I mean, you can be completely Free, as a programmer, when your LISP interpreter is written in Unfree C. Freedom just doesn't work this way.
So you should have a dynamically typed, Free, interpreted interpreter, running on top of dynamically typed, Free, interpreted OS, with dynamically typed, Free, interpreted drivers, and all that runs on FPGA. Except that we need the New Kind of FPGA, which allows reprogramming during execution, in the true dynamically typed, Free, interpreted fashion.
>>19
Macros are a compiler-hook, not an interpreter-hook.
Interpreters tend to be slow, compilers not so much.
You need to understand the differences between interpreters and compilers. eval - usually interpreted, unless it calls the compiler. defmacro - running code during compilation.
>>25
Interpreters can have macros. (loop (print (eval (macroexpand (read))))).
Name:
R to the Immis Rimmis2011-04-20 11:41
>>24
Is it possible to use static typing to guarantee Freedom for the end user?
Like, so that a program which uses your code in any way has to provide a dynamically-typed scripting language interface, or be rejected by the type checker.
Or from a different angle: it must not be possible for another programmer to impose any additional static restrictions if she uses your types.
a real language:
1. does not natively support tail call optimization
2. moves all functional programming capabilities into libraries... but would ideally have none of that fp bullshit at all
3. limits anonymous functions to one statement
4. makes using useless things like closures more difficult by having no way of disambiguating local name creation and rebinding existing names; unfortunately whiny fp fanboys wont shut up so this gets implemented anyway
>>25
There is no difference.

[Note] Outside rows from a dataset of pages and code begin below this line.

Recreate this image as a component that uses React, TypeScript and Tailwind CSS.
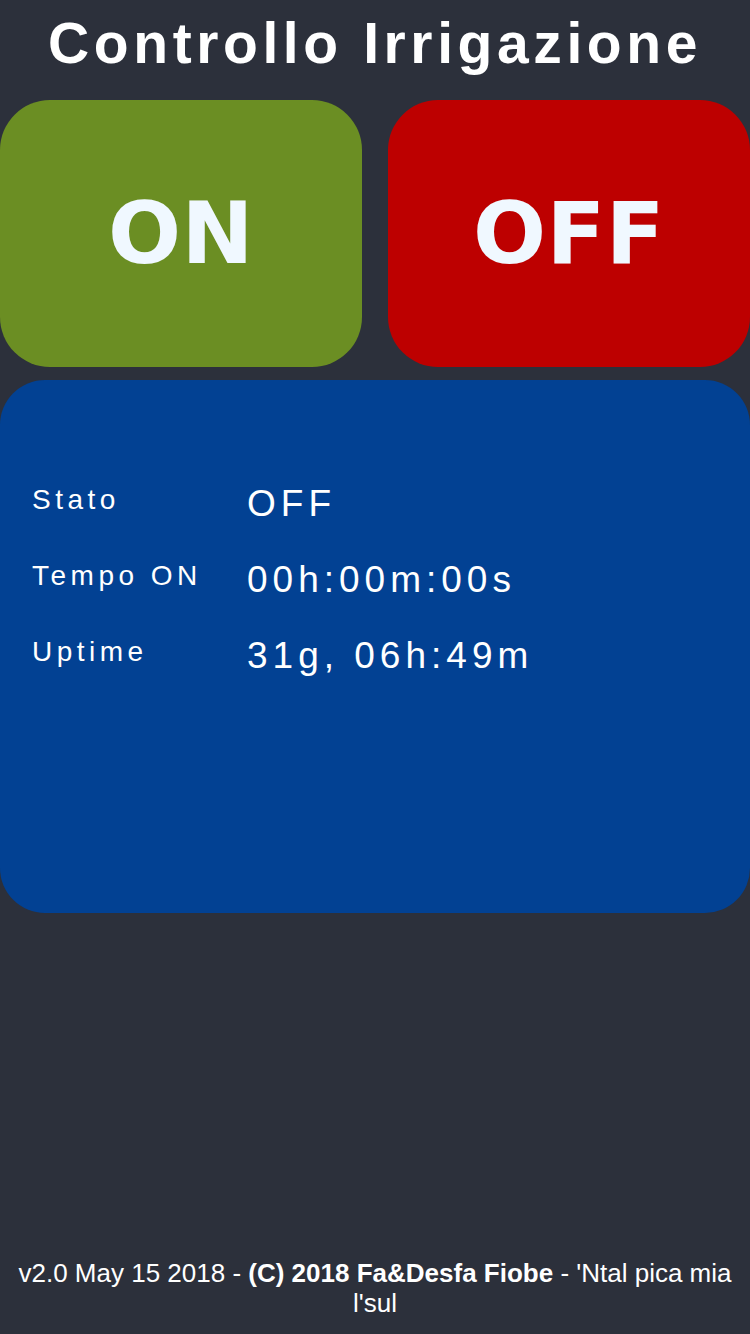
export default function App() {
  const rows = [
    { label: 'Stato', value: 'OFF' },
    { label: 'Tempo ON', value: '00h:00m:00s' },
    { label: 'Uptime', value: '31g, 06h:49m' },
  ];

  return (
    <div className="flex min-h-[1334px] w-[750px] flex-col bg-[#2c303b] text-white">
      <h1 className="h-[100px] whitespace-nowrap pt-[10px] text-center font-['Liberation_Sans',sans-serif] text-[57px] font-bold leading-[66px] tracking-[4.6px]">
        Controllo Irrigazione
      </h1>

      <div className="flex gap-[26px]">
        <button className="flex h-[267px] flex-1 items-center justify-center rounded-[50px] bg-[#6b8e23] font-['DejaVu_Sans',sans-serif] text-[86px] font-bold tracking-[0.5px] text-[#f0f8ff]">
          ON
        </button>
        <button className="flex h-[267px] flex-1 items-center justify-center rounded-[50px] bg-[#bd0000] font-['DejaVu_Sans',sans-serif] text-[86px] font-bold tracking-[0.5px] text-[#f0f8ff]">
          OFF
        </button>
      </div>

      <div className="mt-[13px] h-[533px] rounded-[45px] bg-[#024193] px-8 pt-[99px] font-['Liberation_Sans',sans-serif]">
        {rows.map((r) => (
          <div key={r.label} className="flex h-[76px] items-start">
            <span className="w-[215px] text-[28px] tracking-[4.5px]">{r.label}</span>
            <span className="mt-[5px] text-[37px] leading-[40px] tracking-[5px]">{r.value}</span>
          </div>
        ))}
      </div>

      <footer className="mt-auto px-4 pb-4 text-center font-['Liberation_Sans',sans-serif] text-[26px] leading-[30px]">
        v2.0 May 15 2018 - <b>(C) 2018 Fa&amp;Desfa Fiobe</b> - 'Ntal pica mia l'sul
      </footer>
    </div>
  );
}
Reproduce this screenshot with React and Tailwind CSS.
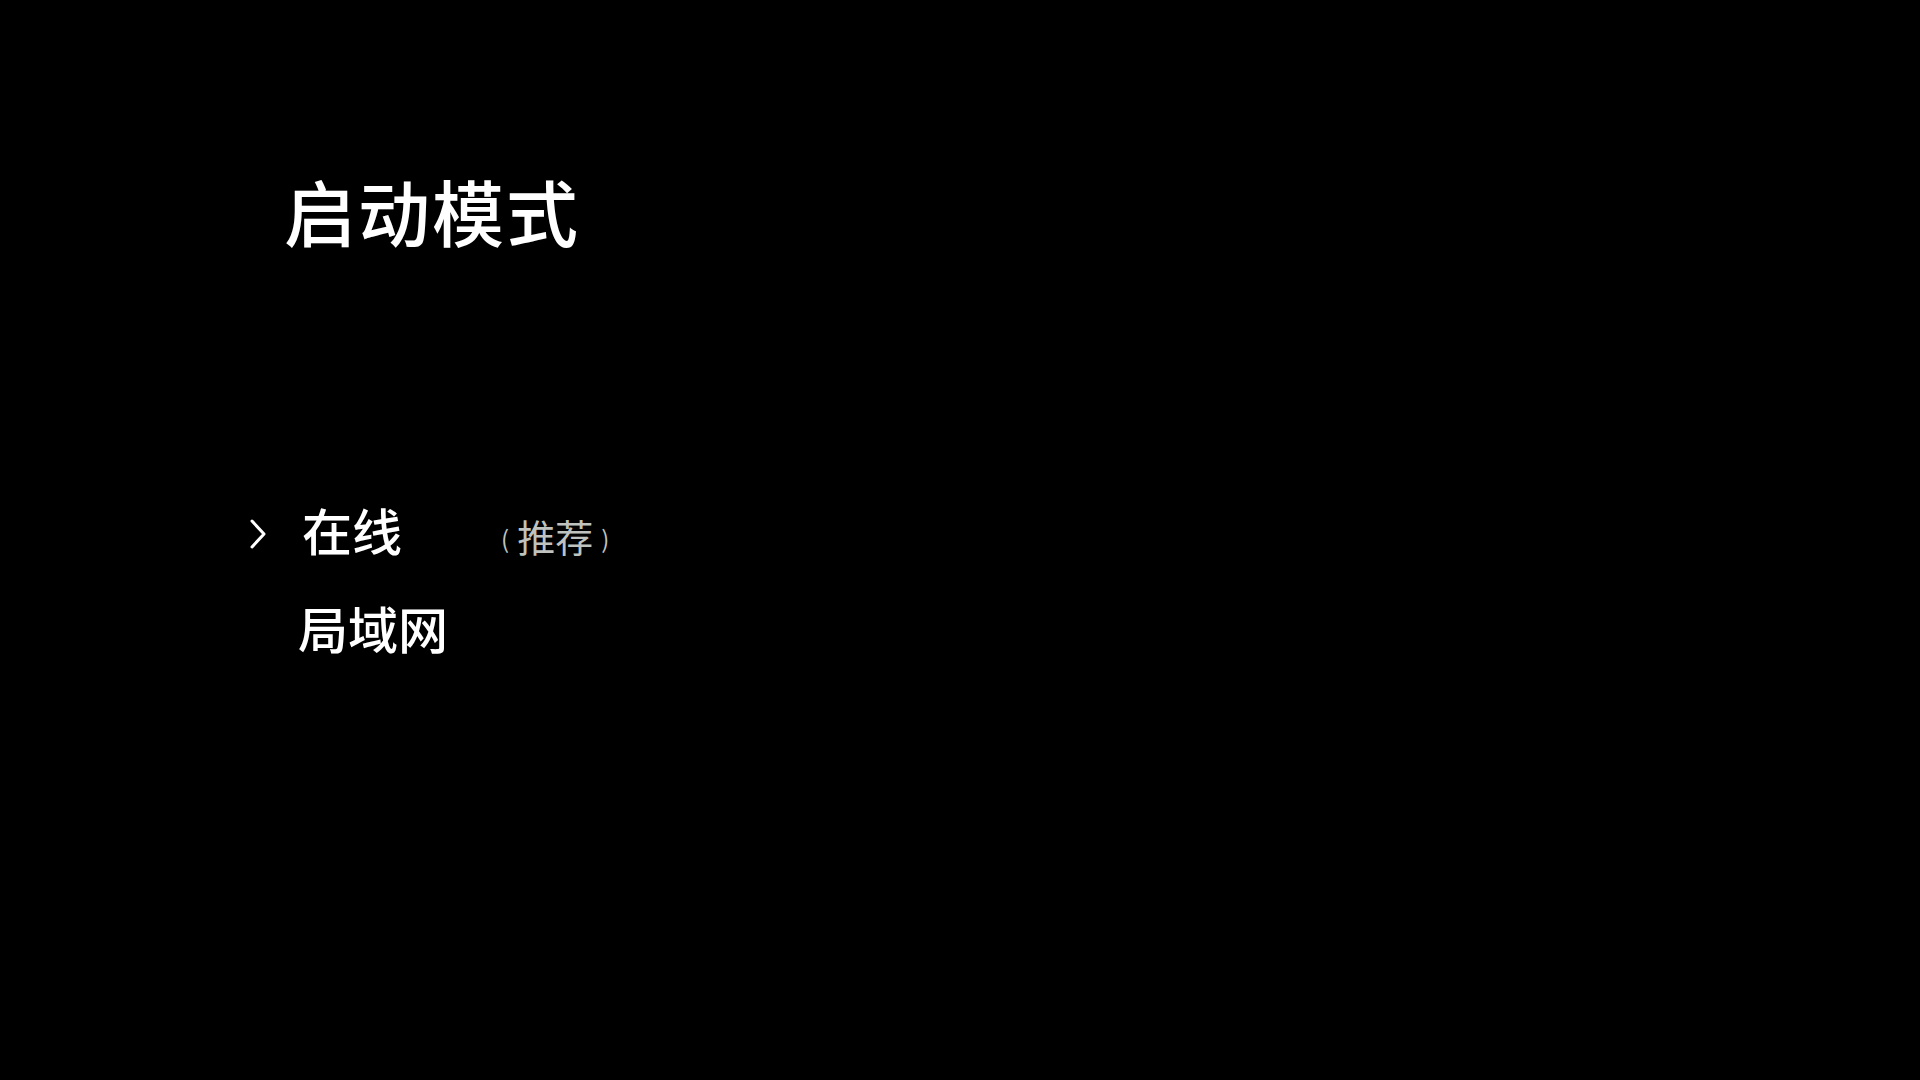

Lisp code gets macroexpanded into x86 opcodes, which're interpreted by CPU. Even reading this post you interpret it somehow, maybe using some precompiled routines in your brain.
Name:
Anonymous2011-04-20 20:21
I never understood the meaning of public/privated/protected bullshit in JAVA. It's just too abstract and jewish.
>>21
You'd do well to define "freedom" better. The problem with freedom is that it is a loaded word - one that sounds very nice. It is implicitly manipulative when not backed with a more concrete definition of what freedom means (and this is why GNU defines the core freedoms to define what freedom means to them).
For the definition of freedom that involves the ability to make whatever you want, it's blatantly false. Lisp is no more free or less free than any other language. In fact, one might argue that it is less free because you have to have an intimate knowledge of every single corner of the code. There are almost no useful libraries to reuse or use to solve parts of problems.
Name:
Anonymous2011-04-20 22:21
>>38
Haskell gives you "freedom from"
Lisp gives you "freedom to"
That is, I can put anything anywhere in Lisp with any side effects I want. Haskell, on the other hand, free from side effects and typing anarchy
Name:
Anonymous2011-04-20 22:21
>>39
Haskell also free from syntatic anarchy, because it forces predefined syntax.
Name:
Anonymous2011-04-20 22:27
Of course "freedom to" also allows "freedom from", like ideal democracy allows to vote for communist government, but not other way around: commies wont allow you to vote for any other government.
Name:
Anonymous2011-04-20 23:17
It’s a mistake to assume freedom means ‘do as you please’. Freedom always comes with restrictions if it is just and equal, because your freedom to do something often implies a restriction or cost for me. This assertion leads to the question, "whose freedom becomes more important?"
Negative liberty is the absence of obstacles, barriers or constraints. One has negative liberty to the extent that actions are available to one in this negative sense. Positive liberty is the possibility of acting — or the fact of acting — in such a way as to take control of one's life and realize one's fundamental purposes. While negative liberty is usually attributed to individual agents, positive liberty is sometimes attributed to collectivities, or to individuals considered primarily as members of given collectivities.
Name:
Anonymous2011-04-21 0:07
As Berlin showed, negative and positive liberty are not merely two distinct kinds of liberty; they can be seen as rival, incompatible interpretations of a single political ideal. Since few people claim to be against liberty, the way this term is interpreted and defined can have important political implications. Political liberalism tends to presuppose a negative definition of liberty: liberals generally claim that if one favors individual liberty one should place strong limitations on the activities of the state. Critics of liberalism often contest this implication by contesting the negative definition of liberty: they argue that the pursuit of liberty understood as self-realization or as self-determination (whether of the individual or of the collectivity) can require state intervention of a kind not normally allowed by liberals.
Name:
Anonymous2011-04-21 0:08
Many authors prefer to talk of positive and negative freedom. This is only a difference of style, and the terms ‘liberty’ and ‘freedom’ can be used interchangeably. Although some attempts have been made to distinguish between liberty and freedom, these have not caught on. Neither can they be translated into other European languages, which contain only the one term, of either Latin or Germanic origin (e.g. liberté, Freiheit), where English contains both.
Name:
Anonymous2011-04-21 0:14
One might say that while on the first view liberty is simply about how many doors are open to the agent, on the second view it is more about going through the right doors for the right reasons.
Name:
Anonymous2011-04-21 0:16
>>48
>on the second view it is more about going through the right doors for the right reasons.
Exactly the philosophy of static typing.